(Aim)
Give the listing again exactly, omitting its images.

++++++

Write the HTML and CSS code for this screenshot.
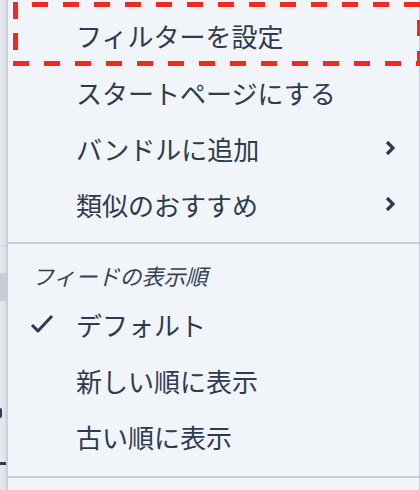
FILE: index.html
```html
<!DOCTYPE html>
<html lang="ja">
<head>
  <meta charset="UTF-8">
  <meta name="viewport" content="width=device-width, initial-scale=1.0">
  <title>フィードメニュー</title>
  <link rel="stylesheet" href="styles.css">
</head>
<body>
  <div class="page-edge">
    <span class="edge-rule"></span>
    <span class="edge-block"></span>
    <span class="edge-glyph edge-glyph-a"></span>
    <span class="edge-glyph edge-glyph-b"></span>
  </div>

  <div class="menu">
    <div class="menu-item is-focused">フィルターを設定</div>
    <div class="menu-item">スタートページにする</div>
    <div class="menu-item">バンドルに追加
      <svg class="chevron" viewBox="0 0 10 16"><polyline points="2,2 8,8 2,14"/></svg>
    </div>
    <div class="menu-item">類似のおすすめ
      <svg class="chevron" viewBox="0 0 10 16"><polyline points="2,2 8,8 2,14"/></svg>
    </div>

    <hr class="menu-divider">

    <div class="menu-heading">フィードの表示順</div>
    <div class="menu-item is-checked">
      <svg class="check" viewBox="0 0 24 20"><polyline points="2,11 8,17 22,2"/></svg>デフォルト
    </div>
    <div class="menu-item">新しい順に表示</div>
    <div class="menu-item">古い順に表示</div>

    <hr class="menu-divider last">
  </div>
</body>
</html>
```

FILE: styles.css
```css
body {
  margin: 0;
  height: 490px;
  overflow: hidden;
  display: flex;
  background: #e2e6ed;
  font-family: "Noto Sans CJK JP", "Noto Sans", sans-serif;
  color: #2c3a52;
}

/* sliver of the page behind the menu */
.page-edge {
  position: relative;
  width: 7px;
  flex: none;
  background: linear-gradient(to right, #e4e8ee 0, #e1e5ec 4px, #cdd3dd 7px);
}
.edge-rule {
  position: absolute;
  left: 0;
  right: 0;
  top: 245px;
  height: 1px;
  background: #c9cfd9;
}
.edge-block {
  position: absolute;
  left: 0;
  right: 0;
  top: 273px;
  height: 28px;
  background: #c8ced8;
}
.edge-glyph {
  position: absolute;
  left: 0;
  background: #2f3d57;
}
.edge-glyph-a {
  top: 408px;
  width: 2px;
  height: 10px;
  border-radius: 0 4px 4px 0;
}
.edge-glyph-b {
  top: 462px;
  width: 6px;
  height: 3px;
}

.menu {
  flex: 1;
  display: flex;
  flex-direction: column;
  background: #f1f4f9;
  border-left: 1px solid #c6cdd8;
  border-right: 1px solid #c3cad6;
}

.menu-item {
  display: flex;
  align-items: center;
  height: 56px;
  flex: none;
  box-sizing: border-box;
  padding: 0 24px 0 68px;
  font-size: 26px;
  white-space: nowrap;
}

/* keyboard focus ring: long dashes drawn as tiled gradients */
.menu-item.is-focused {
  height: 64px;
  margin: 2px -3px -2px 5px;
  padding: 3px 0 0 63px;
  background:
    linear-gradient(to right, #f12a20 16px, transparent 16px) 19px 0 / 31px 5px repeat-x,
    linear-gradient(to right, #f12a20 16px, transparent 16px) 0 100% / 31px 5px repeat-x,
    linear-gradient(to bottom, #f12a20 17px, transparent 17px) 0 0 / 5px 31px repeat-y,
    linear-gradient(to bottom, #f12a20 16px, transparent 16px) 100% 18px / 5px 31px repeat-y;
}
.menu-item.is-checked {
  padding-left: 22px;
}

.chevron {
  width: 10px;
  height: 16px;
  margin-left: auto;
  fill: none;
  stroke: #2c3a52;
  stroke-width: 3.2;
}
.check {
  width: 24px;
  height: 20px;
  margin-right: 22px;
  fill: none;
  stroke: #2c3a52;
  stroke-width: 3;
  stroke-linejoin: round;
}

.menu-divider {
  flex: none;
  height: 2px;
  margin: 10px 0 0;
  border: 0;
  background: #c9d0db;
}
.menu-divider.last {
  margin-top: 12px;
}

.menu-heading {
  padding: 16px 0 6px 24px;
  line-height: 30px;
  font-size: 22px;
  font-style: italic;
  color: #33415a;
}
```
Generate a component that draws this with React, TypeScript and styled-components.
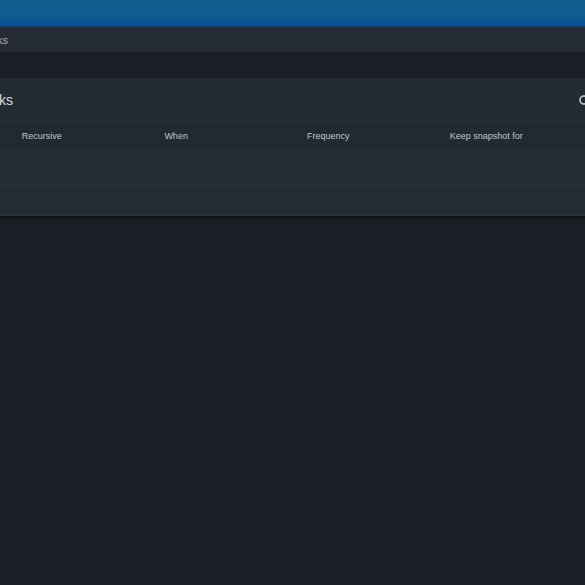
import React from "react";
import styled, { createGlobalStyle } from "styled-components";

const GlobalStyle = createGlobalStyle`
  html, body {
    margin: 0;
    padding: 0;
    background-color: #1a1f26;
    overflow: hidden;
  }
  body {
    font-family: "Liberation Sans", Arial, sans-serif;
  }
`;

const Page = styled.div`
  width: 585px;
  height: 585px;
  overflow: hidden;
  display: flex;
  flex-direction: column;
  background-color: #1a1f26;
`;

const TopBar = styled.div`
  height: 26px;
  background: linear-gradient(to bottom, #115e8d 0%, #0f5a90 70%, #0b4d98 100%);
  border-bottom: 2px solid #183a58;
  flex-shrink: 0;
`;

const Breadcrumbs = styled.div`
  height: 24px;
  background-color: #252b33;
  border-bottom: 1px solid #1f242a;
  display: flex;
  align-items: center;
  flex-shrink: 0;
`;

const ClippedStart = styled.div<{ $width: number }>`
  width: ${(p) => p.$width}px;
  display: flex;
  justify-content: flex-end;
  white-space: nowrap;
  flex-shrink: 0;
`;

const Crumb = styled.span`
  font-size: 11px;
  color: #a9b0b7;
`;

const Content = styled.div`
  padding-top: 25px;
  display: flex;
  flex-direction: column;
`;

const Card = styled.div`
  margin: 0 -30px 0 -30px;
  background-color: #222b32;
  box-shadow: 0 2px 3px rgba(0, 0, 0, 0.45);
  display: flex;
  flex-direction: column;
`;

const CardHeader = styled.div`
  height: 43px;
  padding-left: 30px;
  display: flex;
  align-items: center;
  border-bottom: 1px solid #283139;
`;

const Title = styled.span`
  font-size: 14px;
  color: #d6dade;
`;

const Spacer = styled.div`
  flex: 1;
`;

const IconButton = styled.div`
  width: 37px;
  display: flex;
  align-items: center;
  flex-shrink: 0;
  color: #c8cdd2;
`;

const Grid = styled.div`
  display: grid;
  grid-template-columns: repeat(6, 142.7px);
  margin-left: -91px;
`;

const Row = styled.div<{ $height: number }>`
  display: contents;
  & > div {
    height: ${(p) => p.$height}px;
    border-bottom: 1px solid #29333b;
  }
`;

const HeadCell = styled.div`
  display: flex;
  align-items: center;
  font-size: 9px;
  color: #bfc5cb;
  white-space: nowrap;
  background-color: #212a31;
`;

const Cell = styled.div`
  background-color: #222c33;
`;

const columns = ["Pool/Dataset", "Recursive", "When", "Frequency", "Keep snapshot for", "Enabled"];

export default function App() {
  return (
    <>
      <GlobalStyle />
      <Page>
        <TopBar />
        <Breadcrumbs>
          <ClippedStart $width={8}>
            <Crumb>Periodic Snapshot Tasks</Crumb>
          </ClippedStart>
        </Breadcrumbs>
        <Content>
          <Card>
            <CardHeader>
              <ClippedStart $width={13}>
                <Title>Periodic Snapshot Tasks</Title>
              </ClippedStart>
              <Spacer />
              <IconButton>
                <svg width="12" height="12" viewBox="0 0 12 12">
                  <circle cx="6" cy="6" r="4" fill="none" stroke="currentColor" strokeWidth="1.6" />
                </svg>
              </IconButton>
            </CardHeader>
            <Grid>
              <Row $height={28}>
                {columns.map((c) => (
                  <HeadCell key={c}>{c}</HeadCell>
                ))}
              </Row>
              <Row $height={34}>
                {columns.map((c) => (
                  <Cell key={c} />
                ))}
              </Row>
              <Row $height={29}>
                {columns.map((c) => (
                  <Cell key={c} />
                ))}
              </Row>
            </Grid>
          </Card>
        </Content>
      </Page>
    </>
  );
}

++++++

(Solution to this problem)
Write the HTML and CSS code for this screenshot.
FILE: index.html
```html
<!DOCTYPE html>
<html lang="ja">
<head>
  <meta charset="UTF-8">
  <meta name="viewport" content="width=device-width, initial-scale=1.0">
  <title>フィードメニュー</title>
  <link rel="stylesheet" href="styles.css">
</head>
<body>
  <div class="page-edge">
    <span class="edge-rule"></span>
    <span class="edge-block"></span>
    <span class="edge-glyph edge-glyph-a"></span>
    <span class="edge-glyph edge-glyph-b"></span>
  </div>

  <div class="menu">
    <div class="menu-item is-focused">フィルターを設定</div>
    <div class="menu-item">スタートページにする</div>
    <div class="menu-item">バンドルに追加
      <svg class="chevron" viewBox="0 0 10 16"><polyline points="2,2 8,8 2,14"/></svg>
    </div>
    <div class="menu-item">類似のおすすめ
      <svg class="chevron" viewBox="0 0 10 16"><polyline points="2,2 8,8 2,14"/></svg>
    </div>

    <hr class="menu-divider">

    <div class="menu-heading">フィードの表示順</div>
    <div class="menu-item is-checked">
      <svg class="check" viewBox="0 0 24 20"><polyline points="2,11 8,17 22,2"/></svg>デフォルト
    </div>
    <div class="menu-item">新しい順に表示</div>
    <div class="menu-item">古い順に表示</div>

    <hr class="menu-divider last">
  </div>
</body>
</html>
```

FILE: styles.css
```css
body {
  margin: 0;
  height: 490px;
  overflow: hidden;
  display: flex;
  background: #e2e6ed;
  font-family: "Noto Sans CJK JP", "Noto Sans", sans-serif;
  color: #2c3a52;
}

/* sliver of the page behind the menu */
.page-edge {
  position: relative;
  width: 7px;
  flex: none;
  background: linear-gradient(to right, #e4e8ee 0, #e1e5ec 4px, #cdd3dd 7px);
}
.edge-rule {
  position: absolute;
  left: 0;
  right: 0;
  top: 245px;
  height: 1px;
  background: #c9cfd9;
}
.edge-block {
  position: absolute;
  left: 0;
  right: 0;
  top: 273px;
  height: 28px;
  background: #c8ced8;
}
.edge-glyph {
  position: absolute;
  left: 0;
  background: #2f3d57;
}
.edge-glyph-a {
  top: 408px;
  width: 2px;
  height: 10px;
  border-radius: 0 4px 4px 0;
}
.edge-glyph-b {
  top: 462px;
  width: 6px;
  height: 3px;
}

.menu {
  flex: 1;
  display: flex;
  flex-direction: column;
  background: #f1f4f9;
  border-left: 1px solid #c6cdd8;
  border-right: 1px solid #c3cad6;
}

.menu-item {
  display: flex;
  align-items: center;
  height: 56px;
  flex: none;
  box-sizing: border-box;
  padding: 0 24px 0 68px;
  font-size: 26px;
  white-space: nowrap;
}

/* keyboard focus ring: long dashes drawn as tiled gradients */
.menu-item.is-focused {
  height: 64px;
  margin: 2px -3px -2px 5px;
  padding: 3px 0 0 63px;
  background:
    linear-gradient(to right, #f12a20 16px, transparent 16px) 19px 0 / 31px 5px repeat-x,
    linear-gradient(to right, #f12a20 16px, transparent 16px) 0 100% / 31px 5px repeat-x,
    linear-gradient(to bottom, #f12a20 17px, transparent 17px) 0 0 / 5px 31px repeat-y,
    linear-gradient(to bottom, #f12a20 16px, transparent 16px) 100% 18px / 5px 31px repeat-y;
}
.menu-item.is-checked {
  padding-left: 22px;
}

.chevron {
  width: 10px;
  height: 16px;
  margin-left: auto;
  fill: none;
  stroke: #2c3a52;
  stroke-width: 3.2;
}
.check {
  width: 24px;
  height: 20px;
  margin-right: 22px;
  fill: none;
  stroke: #2c3a52;
  stroke-width: 3;
  stroke-linejoin: round;
}

.menu-divider {
  flex: none;
  height: 2px;
  margin: 10px 0 0;
  border: 0;
  background: #c9d0db;
}
.menu-divider.last {
  margin-top: 12px;
}

.menu-heading {
  padding: 16px 0 6px 24px;
  line-height: 30px;
  font-size: 22px;
  font-style: italic;
  color: #33415a;
}
```
Generate a component that draws this with React, TypeScript and styled-components.
import React from "react";
import styled, { createGlobalStyle } from "styled-components";

const GlobalStyle = createGlobalStyle`
  html, body {
    margin: 0;
    padding: 0;
    background-color: #1a1f26;
    overflow: hidden;
  }
  body {
    font-family: "Liberation Sans", Arial, sans-serif;
  }
`;

const Page = styled.div`
  width: 585px;
  height: 585px;
  overflow: hidden;
  display: flex;
  flex-direction: column;
  background-color: #1a1f26;
`;

const TopBar = styled.div`
  height: 26px;
  background: linear-gradient(to bottom, #115e8d 0%, #0f5a90 70%, #0b4d98 100%);
  border-bottom: 2px solid #183a58;
  flex-shrink: 0;
`;

const Breadcrumbs = styled.div`
  height: 24px;
  background-color: #252b33;
  border-bottom: 1px solid #1f242a;
  display: flex;
  align-items: center;
  flex-shrink: 0;
`;

const ClippedStart = styled.div<{ $width: number }>`
  width: ${(p) => p.$width}px;
  display: flex;
  justify-content: flex-end;
  white-space: nowrap;
  flex-shrink: 0;
`;

const Crumb = styled.span`
  font-size: 11px;
  color: #a9b0b7;
`;

const Content = styled.div`
  padding-top: 25px;
  display: flex;
  flex-direction: column;
`;

const Card = styled.div`
  margin: 0 -30px 0 -30px;
  background-color: #222b32;
  box-shadow: 0 2px 3px rgba(0, 0, 0, 0.45);
  display: flex;
  flex-direction: column;
`;

const CardHeader = styled.div`
  height: 43px;
  padding-left: 30px;
  display: flex;
  align-items: center;
  border-bottom: 1px solid #283139;
`;

const Title = styled.span`
  font-size: 14px;
  color: #d6dade;
`;

const Spacer = styled.div`
  flex: 1;
`;

const IconButton = styled.div`
  width: 37px;
  display: flex;
  align-items: center;
  flex-shrink: 0;
  color: #c8cdd2;
`;

const Grid = styled.div`
  display: grid;
  grid-template-columns: repeat(6, 142.7px);
  margin-left: -91px;
`;

const Row = styled.div<{ $height: number }>`
  display: contents;
  & > div {
    height: ${(p) => p.$height}px;
    border-bottom: 1px solid #29333b;
  }
`;

const HeadCell = styled.div`
  display: flex;
  align-items: center;
  font-size: 9px;
  color: #bfc5cb;
  white-space: nowrap;
  background-color: #212a31;
`;

const Cell = styled.div`
  background-color: #222c33;
`;

const columns = ["Pool/Dataset", "Recursive", "When", "Frequency", "Keep snapshot for", "Enabled"];

export default function App() {
  return (
    <>
      <GlobalStyle />
      <Page>
        <TopBar />
        <Breadcrumbs>
          <ClippedStart $width={8}>
            <Crumb>Periodic Snapshot Tasks</Crumb>
          </ClippedStart>
        </Breadcrumbs>
        <Content>
          <Card>
            <CardHeader>
              <ClippedStart $width={13}>
                <Title>Periodic Snapshot Tasks</Title>
              </ClippedStart>
              <Spacer />
              <IconButton>
                <svg width="12" height="12" viewBox="0 0 12 12">
                  <circle cx="6" cy="6" r="4" fill="none" stroke="currentColor" strokeWidth="1.6" />
                </svg>
              </IconButton>
            </CardHeader>
            <Grid>
              <Row $height={28}>
                {columns.map((c) => (
                  <HeadCell key={c}>{c}</HeadCell>
                ))}
              </Row>
              <Row $height={34}>
                {columns.map((c) => (
                  <Cell key={c} />
                ))}
              </Row>
              <Row $height={29}>
                {columns.map((c) => (
                  <Cell key={c} />
                ))}
              </Row>
            </Grid>
          </Card>
        </Content>
      </Page>
    </>
  );
}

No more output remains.